### [Exercise goal]
Extract, from the records beneath this instruction, each line that contains the word "styles".

=======

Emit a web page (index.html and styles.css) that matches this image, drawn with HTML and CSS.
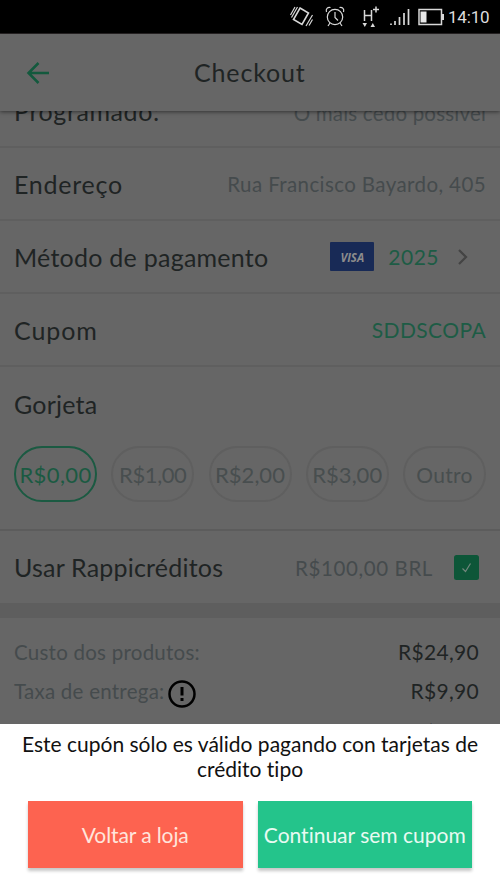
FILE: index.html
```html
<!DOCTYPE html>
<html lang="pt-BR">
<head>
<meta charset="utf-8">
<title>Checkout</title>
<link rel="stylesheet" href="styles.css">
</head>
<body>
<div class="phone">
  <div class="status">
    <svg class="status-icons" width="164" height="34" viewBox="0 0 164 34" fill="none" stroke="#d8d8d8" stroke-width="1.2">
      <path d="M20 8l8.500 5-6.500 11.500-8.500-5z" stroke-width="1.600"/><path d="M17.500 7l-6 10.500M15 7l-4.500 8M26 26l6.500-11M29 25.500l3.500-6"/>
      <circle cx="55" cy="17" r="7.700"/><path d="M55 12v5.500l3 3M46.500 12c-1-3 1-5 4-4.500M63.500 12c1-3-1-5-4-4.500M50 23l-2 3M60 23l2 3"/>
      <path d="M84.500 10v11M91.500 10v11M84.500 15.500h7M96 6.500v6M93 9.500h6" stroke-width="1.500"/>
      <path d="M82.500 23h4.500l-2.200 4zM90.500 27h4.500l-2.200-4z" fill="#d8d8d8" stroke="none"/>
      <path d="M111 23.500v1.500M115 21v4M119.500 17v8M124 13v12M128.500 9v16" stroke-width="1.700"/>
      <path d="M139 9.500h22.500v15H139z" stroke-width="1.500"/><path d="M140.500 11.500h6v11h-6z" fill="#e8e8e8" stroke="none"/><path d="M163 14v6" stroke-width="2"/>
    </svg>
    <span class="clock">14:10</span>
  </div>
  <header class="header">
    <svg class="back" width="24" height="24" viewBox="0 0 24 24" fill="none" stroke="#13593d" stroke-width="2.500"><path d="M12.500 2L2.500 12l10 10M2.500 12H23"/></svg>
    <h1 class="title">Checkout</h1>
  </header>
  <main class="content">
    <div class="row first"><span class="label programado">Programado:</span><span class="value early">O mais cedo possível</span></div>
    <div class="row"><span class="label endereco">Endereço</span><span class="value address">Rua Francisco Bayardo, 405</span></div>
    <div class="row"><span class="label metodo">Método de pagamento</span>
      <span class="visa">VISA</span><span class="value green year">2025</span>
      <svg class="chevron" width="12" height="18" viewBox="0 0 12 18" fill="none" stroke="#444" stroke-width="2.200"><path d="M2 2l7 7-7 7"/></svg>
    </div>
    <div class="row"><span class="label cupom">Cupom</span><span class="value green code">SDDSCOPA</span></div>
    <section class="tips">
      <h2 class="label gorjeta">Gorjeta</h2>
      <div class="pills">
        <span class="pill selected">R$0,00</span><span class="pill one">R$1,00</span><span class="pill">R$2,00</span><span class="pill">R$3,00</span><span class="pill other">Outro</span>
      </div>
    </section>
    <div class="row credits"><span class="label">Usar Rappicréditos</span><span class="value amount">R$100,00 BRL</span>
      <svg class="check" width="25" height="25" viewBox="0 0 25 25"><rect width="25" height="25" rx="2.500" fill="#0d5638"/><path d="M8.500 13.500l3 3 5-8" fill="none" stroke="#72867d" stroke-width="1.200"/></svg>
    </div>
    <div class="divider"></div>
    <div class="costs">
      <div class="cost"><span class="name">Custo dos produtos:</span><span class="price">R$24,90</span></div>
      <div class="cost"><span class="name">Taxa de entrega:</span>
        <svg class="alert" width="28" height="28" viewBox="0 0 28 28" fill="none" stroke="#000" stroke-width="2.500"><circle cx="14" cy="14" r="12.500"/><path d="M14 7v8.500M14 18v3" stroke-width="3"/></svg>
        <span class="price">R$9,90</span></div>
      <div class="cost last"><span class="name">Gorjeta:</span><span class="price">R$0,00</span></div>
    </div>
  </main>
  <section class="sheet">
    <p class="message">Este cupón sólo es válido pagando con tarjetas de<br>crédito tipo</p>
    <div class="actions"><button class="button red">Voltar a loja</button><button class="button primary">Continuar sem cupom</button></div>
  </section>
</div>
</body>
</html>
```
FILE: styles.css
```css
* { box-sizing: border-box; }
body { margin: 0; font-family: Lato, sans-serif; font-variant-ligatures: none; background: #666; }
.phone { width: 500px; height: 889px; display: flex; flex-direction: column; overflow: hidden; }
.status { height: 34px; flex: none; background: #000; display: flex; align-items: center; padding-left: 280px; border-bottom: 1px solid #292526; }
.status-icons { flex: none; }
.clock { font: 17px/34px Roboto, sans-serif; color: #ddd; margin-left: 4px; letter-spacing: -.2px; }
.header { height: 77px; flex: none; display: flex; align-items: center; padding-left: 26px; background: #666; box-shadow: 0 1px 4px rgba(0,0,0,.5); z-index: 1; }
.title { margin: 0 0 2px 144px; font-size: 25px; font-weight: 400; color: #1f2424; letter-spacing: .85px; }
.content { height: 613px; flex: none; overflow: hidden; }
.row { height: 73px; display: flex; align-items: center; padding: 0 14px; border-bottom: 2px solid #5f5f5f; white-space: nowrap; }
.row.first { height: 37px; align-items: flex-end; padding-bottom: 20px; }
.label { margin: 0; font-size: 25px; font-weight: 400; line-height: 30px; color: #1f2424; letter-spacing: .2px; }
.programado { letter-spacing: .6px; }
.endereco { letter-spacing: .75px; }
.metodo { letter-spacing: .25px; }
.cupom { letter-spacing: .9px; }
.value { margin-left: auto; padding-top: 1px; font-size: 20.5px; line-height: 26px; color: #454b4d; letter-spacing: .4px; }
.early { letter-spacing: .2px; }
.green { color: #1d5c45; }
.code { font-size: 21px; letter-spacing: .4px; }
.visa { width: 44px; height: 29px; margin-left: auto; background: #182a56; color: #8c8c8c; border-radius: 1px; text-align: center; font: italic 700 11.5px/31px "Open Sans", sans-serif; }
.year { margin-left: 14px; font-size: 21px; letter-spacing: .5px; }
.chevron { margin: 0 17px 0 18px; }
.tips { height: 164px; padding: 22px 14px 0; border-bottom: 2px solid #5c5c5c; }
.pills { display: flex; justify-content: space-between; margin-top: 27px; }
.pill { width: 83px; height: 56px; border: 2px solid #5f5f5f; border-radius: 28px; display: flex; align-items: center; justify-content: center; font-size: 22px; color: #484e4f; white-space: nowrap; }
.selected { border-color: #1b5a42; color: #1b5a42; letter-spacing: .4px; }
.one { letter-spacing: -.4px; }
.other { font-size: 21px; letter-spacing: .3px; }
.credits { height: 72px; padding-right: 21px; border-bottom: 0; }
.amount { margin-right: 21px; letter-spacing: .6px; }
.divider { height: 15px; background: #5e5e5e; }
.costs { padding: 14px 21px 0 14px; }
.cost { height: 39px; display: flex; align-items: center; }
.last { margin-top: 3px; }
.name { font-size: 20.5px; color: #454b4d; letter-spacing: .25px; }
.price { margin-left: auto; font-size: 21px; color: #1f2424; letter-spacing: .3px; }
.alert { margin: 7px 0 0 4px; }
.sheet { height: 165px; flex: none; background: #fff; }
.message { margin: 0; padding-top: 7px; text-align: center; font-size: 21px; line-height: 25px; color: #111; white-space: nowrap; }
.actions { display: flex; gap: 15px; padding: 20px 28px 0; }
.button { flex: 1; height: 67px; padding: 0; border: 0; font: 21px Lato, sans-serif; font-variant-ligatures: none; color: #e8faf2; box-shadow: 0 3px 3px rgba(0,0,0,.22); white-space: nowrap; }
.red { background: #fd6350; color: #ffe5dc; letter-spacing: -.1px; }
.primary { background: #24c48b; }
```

=======

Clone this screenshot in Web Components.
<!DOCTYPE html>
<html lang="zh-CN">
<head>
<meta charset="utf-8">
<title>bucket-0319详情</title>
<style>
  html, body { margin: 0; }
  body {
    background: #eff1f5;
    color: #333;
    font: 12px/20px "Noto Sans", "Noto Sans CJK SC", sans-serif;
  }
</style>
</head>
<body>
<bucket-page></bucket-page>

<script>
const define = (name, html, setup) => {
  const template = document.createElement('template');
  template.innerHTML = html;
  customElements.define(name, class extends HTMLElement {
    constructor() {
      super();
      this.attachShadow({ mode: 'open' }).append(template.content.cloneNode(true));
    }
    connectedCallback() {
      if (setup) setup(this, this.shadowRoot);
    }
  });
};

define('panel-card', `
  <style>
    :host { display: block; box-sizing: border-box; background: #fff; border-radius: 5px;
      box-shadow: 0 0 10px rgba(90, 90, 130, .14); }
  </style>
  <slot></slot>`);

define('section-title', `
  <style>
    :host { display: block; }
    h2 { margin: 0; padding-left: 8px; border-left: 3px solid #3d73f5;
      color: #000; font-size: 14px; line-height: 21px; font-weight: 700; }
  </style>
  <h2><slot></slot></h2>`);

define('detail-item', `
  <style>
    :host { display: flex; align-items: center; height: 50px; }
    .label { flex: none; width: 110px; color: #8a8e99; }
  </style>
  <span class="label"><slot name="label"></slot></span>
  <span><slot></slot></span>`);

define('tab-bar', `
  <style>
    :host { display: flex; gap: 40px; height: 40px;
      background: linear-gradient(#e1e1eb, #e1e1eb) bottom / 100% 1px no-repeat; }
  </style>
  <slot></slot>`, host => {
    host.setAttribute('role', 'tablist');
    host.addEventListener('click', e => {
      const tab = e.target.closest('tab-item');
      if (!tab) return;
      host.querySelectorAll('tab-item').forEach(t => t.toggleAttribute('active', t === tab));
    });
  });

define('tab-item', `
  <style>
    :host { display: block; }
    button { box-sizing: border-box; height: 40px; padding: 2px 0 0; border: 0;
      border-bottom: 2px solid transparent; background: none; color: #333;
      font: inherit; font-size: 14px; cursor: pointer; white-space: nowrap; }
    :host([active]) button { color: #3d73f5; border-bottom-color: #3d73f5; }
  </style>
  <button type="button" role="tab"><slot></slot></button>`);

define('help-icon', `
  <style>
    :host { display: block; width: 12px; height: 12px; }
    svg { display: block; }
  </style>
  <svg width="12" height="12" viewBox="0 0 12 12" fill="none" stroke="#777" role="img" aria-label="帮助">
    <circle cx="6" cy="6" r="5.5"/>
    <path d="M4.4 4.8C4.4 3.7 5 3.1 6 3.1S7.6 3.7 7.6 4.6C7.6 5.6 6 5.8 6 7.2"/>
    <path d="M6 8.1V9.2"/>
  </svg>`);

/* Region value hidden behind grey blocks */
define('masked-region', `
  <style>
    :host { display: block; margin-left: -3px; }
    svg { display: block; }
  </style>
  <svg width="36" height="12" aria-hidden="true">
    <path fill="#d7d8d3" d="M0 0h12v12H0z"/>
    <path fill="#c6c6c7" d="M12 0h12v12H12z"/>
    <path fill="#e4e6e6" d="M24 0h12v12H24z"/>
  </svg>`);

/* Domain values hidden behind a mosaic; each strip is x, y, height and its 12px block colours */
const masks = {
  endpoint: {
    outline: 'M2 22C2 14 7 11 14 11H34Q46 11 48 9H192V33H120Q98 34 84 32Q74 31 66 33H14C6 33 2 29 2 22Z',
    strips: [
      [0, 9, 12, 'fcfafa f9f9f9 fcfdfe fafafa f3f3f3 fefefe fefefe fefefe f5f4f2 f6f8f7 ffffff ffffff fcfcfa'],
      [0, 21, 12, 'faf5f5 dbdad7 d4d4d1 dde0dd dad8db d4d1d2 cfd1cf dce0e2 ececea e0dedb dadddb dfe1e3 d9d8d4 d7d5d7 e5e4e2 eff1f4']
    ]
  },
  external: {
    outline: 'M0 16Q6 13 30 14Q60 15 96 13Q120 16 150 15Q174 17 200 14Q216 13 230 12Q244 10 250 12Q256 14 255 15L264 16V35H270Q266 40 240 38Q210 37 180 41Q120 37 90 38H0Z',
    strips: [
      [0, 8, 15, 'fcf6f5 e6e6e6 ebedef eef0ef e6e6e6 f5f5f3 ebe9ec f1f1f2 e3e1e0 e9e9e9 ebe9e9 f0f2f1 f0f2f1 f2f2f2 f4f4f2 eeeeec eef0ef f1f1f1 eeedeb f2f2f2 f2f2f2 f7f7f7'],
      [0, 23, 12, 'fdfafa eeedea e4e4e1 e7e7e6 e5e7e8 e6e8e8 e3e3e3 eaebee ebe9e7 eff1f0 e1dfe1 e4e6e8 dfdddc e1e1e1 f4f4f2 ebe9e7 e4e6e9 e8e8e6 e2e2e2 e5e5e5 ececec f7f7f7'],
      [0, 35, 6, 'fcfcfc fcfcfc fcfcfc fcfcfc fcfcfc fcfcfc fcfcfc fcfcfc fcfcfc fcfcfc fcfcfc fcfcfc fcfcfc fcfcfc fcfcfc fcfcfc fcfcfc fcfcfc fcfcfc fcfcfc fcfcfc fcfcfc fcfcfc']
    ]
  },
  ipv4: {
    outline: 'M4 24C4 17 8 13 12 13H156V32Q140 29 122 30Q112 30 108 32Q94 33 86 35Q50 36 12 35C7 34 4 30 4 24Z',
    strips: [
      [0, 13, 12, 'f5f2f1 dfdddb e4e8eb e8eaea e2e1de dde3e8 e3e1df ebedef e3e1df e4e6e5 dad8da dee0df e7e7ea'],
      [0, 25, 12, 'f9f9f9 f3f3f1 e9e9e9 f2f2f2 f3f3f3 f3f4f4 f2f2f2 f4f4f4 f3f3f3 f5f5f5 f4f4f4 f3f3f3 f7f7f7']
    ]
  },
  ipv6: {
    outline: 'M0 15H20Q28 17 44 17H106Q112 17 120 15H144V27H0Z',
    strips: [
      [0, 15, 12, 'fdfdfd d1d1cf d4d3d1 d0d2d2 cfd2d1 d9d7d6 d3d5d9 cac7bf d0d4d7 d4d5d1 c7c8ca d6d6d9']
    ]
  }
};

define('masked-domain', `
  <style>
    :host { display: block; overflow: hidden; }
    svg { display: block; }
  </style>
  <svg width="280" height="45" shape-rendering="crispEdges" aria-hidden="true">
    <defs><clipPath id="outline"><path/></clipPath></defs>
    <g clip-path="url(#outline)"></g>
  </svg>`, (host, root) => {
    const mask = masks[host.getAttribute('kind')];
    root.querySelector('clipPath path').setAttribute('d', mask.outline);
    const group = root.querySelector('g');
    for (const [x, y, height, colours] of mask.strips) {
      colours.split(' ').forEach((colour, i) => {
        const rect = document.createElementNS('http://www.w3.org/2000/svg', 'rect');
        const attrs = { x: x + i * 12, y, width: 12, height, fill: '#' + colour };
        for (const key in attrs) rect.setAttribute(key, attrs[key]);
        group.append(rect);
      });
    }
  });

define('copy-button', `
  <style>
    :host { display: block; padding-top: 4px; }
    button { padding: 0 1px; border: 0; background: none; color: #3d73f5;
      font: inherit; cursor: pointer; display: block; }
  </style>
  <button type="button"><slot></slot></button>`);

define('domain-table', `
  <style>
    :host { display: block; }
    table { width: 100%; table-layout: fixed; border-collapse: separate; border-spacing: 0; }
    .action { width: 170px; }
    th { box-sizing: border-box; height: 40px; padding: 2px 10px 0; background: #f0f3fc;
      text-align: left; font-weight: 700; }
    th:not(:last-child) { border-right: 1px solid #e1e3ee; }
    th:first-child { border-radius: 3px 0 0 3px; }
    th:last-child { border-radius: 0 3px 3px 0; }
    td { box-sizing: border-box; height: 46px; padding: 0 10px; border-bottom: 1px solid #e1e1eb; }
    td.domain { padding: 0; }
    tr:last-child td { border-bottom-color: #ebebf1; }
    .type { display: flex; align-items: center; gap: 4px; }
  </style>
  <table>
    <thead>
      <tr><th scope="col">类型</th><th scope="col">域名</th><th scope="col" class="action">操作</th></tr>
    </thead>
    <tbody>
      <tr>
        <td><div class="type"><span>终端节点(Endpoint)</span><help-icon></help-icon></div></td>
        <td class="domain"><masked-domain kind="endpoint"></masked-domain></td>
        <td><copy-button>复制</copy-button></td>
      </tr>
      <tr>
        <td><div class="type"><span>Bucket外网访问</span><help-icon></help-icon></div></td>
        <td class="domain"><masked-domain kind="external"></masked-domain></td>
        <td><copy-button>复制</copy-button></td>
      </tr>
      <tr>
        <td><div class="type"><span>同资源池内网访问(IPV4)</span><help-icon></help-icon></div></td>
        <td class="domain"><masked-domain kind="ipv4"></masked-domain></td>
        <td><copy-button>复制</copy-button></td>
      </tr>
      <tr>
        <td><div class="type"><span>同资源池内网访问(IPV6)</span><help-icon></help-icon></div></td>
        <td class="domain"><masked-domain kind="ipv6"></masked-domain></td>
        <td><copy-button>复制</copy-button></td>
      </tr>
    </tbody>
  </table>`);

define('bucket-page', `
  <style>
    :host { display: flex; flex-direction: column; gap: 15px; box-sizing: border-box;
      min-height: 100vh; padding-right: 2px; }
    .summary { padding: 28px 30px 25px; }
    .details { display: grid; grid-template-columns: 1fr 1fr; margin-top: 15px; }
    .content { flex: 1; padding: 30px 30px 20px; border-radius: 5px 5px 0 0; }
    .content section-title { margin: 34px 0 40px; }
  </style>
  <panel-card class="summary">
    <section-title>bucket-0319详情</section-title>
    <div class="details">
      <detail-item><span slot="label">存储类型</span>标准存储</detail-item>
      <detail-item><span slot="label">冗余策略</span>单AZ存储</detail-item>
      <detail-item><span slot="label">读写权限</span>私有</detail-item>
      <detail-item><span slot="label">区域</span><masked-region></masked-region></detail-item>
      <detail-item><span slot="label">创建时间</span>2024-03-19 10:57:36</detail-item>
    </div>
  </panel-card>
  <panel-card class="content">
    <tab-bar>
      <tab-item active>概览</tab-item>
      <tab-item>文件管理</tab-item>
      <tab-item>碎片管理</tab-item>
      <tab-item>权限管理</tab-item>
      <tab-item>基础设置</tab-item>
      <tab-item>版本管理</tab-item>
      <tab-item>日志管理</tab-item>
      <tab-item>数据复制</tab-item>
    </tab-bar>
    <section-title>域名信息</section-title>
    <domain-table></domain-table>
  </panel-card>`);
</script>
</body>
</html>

=======

### [Response to the task]
Emit a web page (index.html and styles.css) that matches this image, drawn with HTML and CSS.
<link rel="stylesheet" href="styles.css">
FILE: styles.css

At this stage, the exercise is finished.